▶ _PROBLEM DESCRIPTION_
Give the listing again character for character, but drop the images.
-- Begin DATASET EXTRACT --
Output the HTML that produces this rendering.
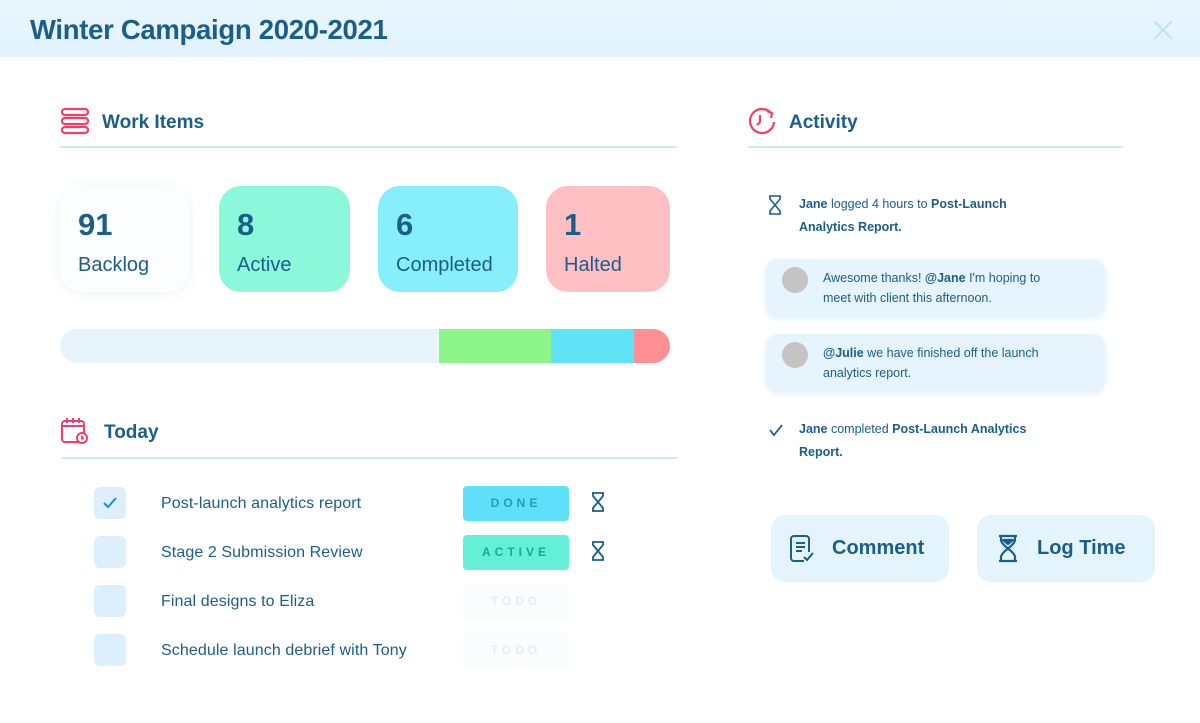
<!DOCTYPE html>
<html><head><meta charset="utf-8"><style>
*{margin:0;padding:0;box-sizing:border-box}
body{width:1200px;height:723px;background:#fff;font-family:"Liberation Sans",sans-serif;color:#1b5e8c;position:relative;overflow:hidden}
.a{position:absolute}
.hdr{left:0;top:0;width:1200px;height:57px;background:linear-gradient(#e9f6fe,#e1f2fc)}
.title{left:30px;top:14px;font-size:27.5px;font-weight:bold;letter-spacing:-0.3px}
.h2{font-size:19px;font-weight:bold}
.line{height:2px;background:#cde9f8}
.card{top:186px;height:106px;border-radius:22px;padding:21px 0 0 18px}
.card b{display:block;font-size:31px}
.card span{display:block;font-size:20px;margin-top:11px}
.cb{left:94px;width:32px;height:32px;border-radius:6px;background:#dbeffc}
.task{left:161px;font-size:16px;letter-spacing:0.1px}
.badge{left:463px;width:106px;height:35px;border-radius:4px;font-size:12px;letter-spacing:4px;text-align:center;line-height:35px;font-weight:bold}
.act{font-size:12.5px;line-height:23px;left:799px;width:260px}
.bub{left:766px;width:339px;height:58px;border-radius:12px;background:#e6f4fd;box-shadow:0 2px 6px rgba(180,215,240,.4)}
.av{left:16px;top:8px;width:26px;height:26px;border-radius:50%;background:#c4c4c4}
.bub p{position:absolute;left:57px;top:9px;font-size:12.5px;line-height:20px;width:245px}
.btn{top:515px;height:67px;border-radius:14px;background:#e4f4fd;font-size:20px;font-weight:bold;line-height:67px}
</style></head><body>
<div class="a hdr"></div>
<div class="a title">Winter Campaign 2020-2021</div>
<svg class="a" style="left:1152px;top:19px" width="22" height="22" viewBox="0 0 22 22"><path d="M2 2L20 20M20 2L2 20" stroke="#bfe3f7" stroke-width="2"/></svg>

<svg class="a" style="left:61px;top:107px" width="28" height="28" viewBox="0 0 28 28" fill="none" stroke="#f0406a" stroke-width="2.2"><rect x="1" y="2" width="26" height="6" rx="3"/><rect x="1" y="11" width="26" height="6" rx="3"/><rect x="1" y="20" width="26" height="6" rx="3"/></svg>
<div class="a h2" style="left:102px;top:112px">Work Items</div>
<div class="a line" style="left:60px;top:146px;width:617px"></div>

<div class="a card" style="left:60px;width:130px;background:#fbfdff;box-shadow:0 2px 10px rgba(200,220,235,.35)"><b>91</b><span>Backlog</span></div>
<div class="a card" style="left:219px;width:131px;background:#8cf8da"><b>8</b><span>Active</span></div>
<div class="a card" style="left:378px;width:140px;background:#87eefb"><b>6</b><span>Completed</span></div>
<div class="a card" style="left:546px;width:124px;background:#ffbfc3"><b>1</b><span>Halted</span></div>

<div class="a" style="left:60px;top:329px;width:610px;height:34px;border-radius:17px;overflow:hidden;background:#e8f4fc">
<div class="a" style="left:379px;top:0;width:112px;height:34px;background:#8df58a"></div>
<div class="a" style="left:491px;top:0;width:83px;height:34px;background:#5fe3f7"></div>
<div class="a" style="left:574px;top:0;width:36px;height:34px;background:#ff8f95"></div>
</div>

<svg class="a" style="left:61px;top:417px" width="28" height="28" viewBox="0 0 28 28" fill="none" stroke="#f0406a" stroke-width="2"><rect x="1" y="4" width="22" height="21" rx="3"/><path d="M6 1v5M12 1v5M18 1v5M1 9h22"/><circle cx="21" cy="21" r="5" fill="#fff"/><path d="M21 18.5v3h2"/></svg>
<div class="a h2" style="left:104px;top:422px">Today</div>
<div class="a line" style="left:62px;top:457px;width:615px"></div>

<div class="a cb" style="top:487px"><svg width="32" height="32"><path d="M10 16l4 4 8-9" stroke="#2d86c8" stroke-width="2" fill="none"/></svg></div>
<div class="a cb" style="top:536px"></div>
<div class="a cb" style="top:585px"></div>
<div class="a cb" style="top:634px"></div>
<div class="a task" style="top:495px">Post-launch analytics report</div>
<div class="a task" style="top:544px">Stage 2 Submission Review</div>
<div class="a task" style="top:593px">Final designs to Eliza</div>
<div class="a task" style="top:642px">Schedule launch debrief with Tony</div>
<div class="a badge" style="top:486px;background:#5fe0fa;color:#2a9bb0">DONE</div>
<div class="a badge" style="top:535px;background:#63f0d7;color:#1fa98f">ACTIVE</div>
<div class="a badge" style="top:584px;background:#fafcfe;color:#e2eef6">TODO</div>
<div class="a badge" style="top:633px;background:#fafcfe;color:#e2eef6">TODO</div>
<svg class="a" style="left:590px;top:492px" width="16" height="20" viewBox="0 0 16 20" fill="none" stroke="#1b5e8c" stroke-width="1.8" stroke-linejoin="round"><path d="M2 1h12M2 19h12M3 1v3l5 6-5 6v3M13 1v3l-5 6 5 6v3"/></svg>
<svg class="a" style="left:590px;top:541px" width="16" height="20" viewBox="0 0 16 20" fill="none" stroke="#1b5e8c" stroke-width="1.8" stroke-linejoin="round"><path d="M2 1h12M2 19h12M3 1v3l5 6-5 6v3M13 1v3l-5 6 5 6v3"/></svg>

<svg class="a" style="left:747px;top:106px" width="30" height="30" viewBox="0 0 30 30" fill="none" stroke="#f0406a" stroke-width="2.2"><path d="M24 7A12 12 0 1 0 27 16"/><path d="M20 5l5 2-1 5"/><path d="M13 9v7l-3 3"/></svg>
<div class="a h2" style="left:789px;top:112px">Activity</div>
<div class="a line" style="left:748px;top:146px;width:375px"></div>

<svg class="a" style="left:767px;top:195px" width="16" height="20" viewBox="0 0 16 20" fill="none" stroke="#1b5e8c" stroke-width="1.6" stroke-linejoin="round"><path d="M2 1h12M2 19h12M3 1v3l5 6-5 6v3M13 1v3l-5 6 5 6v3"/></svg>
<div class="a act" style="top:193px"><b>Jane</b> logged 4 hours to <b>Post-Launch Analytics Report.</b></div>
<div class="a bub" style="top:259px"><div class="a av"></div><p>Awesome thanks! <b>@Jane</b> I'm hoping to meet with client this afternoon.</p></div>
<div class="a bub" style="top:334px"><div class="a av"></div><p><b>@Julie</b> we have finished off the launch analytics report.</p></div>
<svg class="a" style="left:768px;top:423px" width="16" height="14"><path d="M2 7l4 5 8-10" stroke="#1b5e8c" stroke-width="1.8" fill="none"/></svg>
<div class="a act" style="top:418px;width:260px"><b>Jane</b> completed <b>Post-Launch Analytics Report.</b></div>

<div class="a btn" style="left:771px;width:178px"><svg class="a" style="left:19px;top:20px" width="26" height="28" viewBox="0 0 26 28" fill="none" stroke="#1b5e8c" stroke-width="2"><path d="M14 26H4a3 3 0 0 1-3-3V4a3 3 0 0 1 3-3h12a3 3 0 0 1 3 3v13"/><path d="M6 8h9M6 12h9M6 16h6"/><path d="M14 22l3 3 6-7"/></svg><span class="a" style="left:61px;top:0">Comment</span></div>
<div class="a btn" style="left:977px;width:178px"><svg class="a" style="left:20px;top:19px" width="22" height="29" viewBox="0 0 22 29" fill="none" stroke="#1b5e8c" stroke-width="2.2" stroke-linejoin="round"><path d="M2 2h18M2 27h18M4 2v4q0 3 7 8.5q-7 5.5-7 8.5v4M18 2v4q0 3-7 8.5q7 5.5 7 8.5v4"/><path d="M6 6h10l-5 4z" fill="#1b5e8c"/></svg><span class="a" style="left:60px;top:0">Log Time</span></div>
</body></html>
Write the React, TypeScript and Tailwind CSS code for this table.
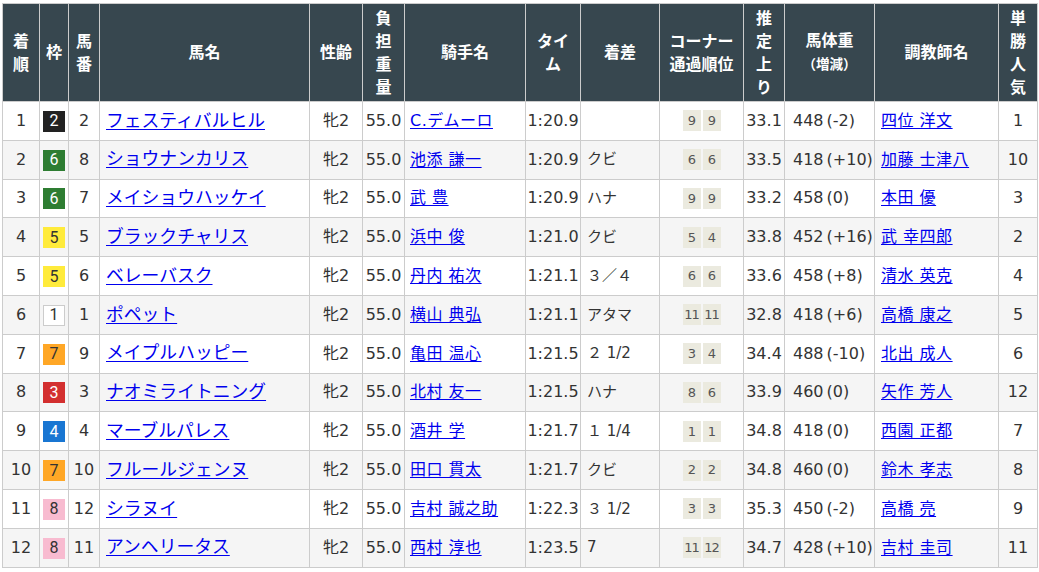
-- End DATASET EXTRACT --
▶ _ANSWER TO THIS TASK_
Output the HTML that produces this rendering.
<!DOCTYPE html>
<html><head><meta charset="utf-8"><style>
*{margin:0;padding:0;box-sizing:border-box}
body{width:1200px;height:723px;background:#fff;font-family:"Liberation Sans",sans-serif;color:#1b5e8c;position:relative;overflow:hidden}
.a{position:absolute}
.hdr{left:0;top:0;width:1200px;height:57px;background:linear-gradient(#e9f6fe,#e1f2fc)}
.title{left:30px;top:14px;font-size:27.5px;font-weight:bold;letter-spacing:-0.3px}
.h2{font-size:19px;font-weight:bold}
.line{height:2px;background:#cde9f8}
.card{top:186px;height:106px;border-radius:22px;padding:21px 0 0 18px}
.card b{display:block;font-size:31px}
.card span{display:block;font-size:20px;margin-top:11px}
.cb{left:94px;width:32px;height:32px;border-radius:6px;background:#dbeffc}
.task{left:161px;font-size:16px;letter-spacing:0.1px}
.badge{left:463px;width:106px;height:35px;border-radius:4px;font-size:12px;letter-spacing:4px;text-align:center;line-height:35px;font-weight:bold}
.act{font-size:12.5px;line-height:23px;left:799px;width:260px}
.bub{left:766px;width:339px;height:58px;border-radius:12px;background:#e6f4fd;box-shadow:0 2px 6px rgba(180,215,240,.4)}
.av{left:16px;top:8px;width:26px;height:26px;border-radius:50%;background:#c4c4c4}
.bub p{position:absolute;left:57px;top:9px;font-size:12.5px;line-height:20px;width:245px}
.btn{top:515px;height:67px;border-radius:14px;background:#e4f4fd;font-size:20px;font-weight:bold;line-height:67px}
</style></head><body>
<div class="a hdr"></div>
<div class="a title">Winter Campaign 2020-2021</div>
<svg class="a" style="left:1152px;top:19px" width="22" height="22" viewBox="0 0 22 22"><path d="M2 2L20 20M20 2L2 20" stroke="#bfe3f7" stroke-width="2"/></svg>

<svg class="a" style="left:61px;top:107px" width="28" height="28" viewBox="0 0 28 28" fill="none" stroke="#f0406a" stroke-width="2.2"><rect x="1" y="2" width="26" height="6" rx="3"/><rect x="1" y="11" width="26" height="6" rx="3"/><rect x="1" y="20" width="26" height="6" rx="3"/></svg>
<div class="a h2" style="left:102px;top:112px">Work Items</div>
<div class="a line" style="left:60px;top:146px;width:617px"></div>

<div class="a card" style="left:60px;width:130px;background:#fbfdff;box-shadow:0 2px 10px rgba(200,220,235,.35)"><b>91</b><span>Backlog</span></div>
<div class="a card" style="left:219px;width:131px;background:#8cf8da"><b>8</b><span>Active</span></div>
<div class="a card" style="left:378px;width:140px;background:#87eefb"><b>6</b><span>Completed</span></div>
<div class="a card" style="left:546px;width:124px;background:#ffbfc3"><b>1</b><span>Halted</span></div>

<div class="a" style="left:60px;top:329px;width:610px;height:34px;border-radius:17px;overflow:hidden;background:#e8f4fc">
<div class="a" style="left:379px;top:0;width:112px;height:34px;background:#8df58a"></div>
<div class="a" style="left:491px;top:0;width:83px;height:34px;background:#5fe3f7"></div>
<div class="a" style="left:574px;top:0;width:36px;height:34px;background:#ff8f95"></div>
</div>

<svg class="a" style="left:61px;top:417px" width="28" height="28" viewBox="0 0 28 28" fill="none" stroke="#f0406a" stroke-width="2"><rect x="1" y="4" width="22" height="21" rx="3"/><path d="M6 1v5M12 1v5M18 1v5M1 9h22"/><circle cx="21" cy="21" r="5" fill="#fff"/><path d="M21 18.5v3h2"/></svg>
<div class="a h2" style="left:104px;top:422px">Today</div>
<div class="a line" style="left:62px;top:457px;width:615px"></div>

<div class="a cb" style="top:487px"><svg width="32" height="32"><path d="M10 16l4 4 8-9" stroke="#2d86c8" stroke-width="2" fill="none"/></svg></div>
<div class="a cb" style="top:536px"></div>
<div class="a cb" style="top:585px"></div>
<div class="a cb" style="top:634px"></div>
<div class="a task" style="top:495px">Post-launch analytics report</div>
<div class="a task" style="top:544px">Stage 2 Submission Review</div>
<div class="a task" style="top:593px">Final designs to Eliza</div>
<div class="a task" style="top:642px">Schedule launch debrief with Tony</div>
<div class="a badge" style="top:486px;background:#5fe0fa;color:#2a9bb0">DONE</div>
<div class="a badge" style="top:535px;background:#63f0d7;color:#1fa98f">ACTIVE</div>
<div class="a badge" style="top:584px;background:#fafcfe;color:#e2eef6">TODO</div>
<div class="a badge" style="top:633px;background:#fafcfe;color:#e2eef6">TODO</div>
<svg class="a" style="left:590px;top:492px" width="16" height="20" viewBox="0 0 16 20" fill="none" stroke="#1b5e8c" stroke-width="1.8" stroke-linejoin="round"><path d="M2 1h12M2 19h12M3 1v3l5 6-5 6v3M13 1v3l-5 6 5 6v3"/></svg>
<svg class="a" style="left:590px;top:541px" width="16" height="20" viewBox="0 0 16 20" fill="none" stroke="#1b5e8c" stroke-width="1.8" stroke-linejoin="round"><path d="M2 1h12M2 19h12M3 1v3l5 6-5 6v3M13 1v3l-5 6 5 6v3"/></svg>

<svg class="a" style="left:747px;top:106px" width="30" height="30" viewBox="0 0 30 30" fill="none" stroke="#f0406a" stroke-width="2.2"><path d="M24 7A12 12 0 1 0 27 16"/><path d="M20 5l5 2-1 5"/><path d="M13 9v7l-3 3"/></svg>
<div class="a h2" style="left:789px;top:112px">Activity</div>
<div class="a line" style="left:748px;top:146px;width:375px"></div>

<svg class="a" style="left:767px;top:195px" width="16" height="20" viewBox="0 0 16 20" fill="none" stroke="#1b5e8c" stroke-width="1.6" stroke-linejoin="round"><path d="M2 1h12M2 19h12M3 1v3l5 6-5 6v3M13 1v3l-5 6 5 6v3"/></svg>
<div class="a act" style="top:193px"><b>Jane</b> logged 4 hours to <b>Post-Launch Analytics Report.</b></div>
<div class="a bub" style="top:259px"><div class="a av"></div><p>Awesome thanks! <b>@Jane</b> I'm hoping to meet with client this afternoon.</p></div>
<div class="a bub" style="top:334px"><div class="a av"></div><p><b>@Julie</b> we have finished off the launch analytics report.</p></div>
<svg class="a" style="left:768px;top:423px" width="16" height="14"><path d="M2 7l4 5 8-10" stroke="#1b5e8c" stroke-width="1.8" fill="none"/></svg>
<div class="a act" style="top:418px;width:260px"><b>Jane</b> completed <b>Post-Launch Analytics Report.</b></div>

<div class="a btn" style="left:771px;width:178px"><svg class="a" style="left:19px;top:20px" width="26" height="28" viewBox="0 0 26 28" fill="none" stroke="#1b5e8c" stroke-width="2"><path d="M14 26H4a3 3 0 0 1-3-3V4a3 3 0 0 1 3-3h12a3 3 0 0 1 3 3v13"/><path d="M6 8h9M6 12h9M6 16h6"/><path d="M14 22l3 3 6-7"/></svg><span class="a" style="left:61px;top:0">Comment</span></div>
<div class="a btn" style="left:977px;width:178px"><svg class="a" style="left:20px;top:19px" width="22" height="29" viewBox="0 0 22 29" fill="none" stroke="#1b5e8c" stroke-width="2.2" stroke-linejoin="round"><path d="M2 2h18M2 27h18M4 2v4q0 3 7 8.5q-7 5.5-7 8.5v4M18 2v4q0 3-7 8.5q7 5.5 7 8.5v4"/><path d="M6 6h10l-5 4z" fill="#1b5e8c"/></svg><span class="a" style="left:60px;top:0">Log Time</span></div>
</body></html>
Write the React, TypeScript and Tailwind CSS code for this table.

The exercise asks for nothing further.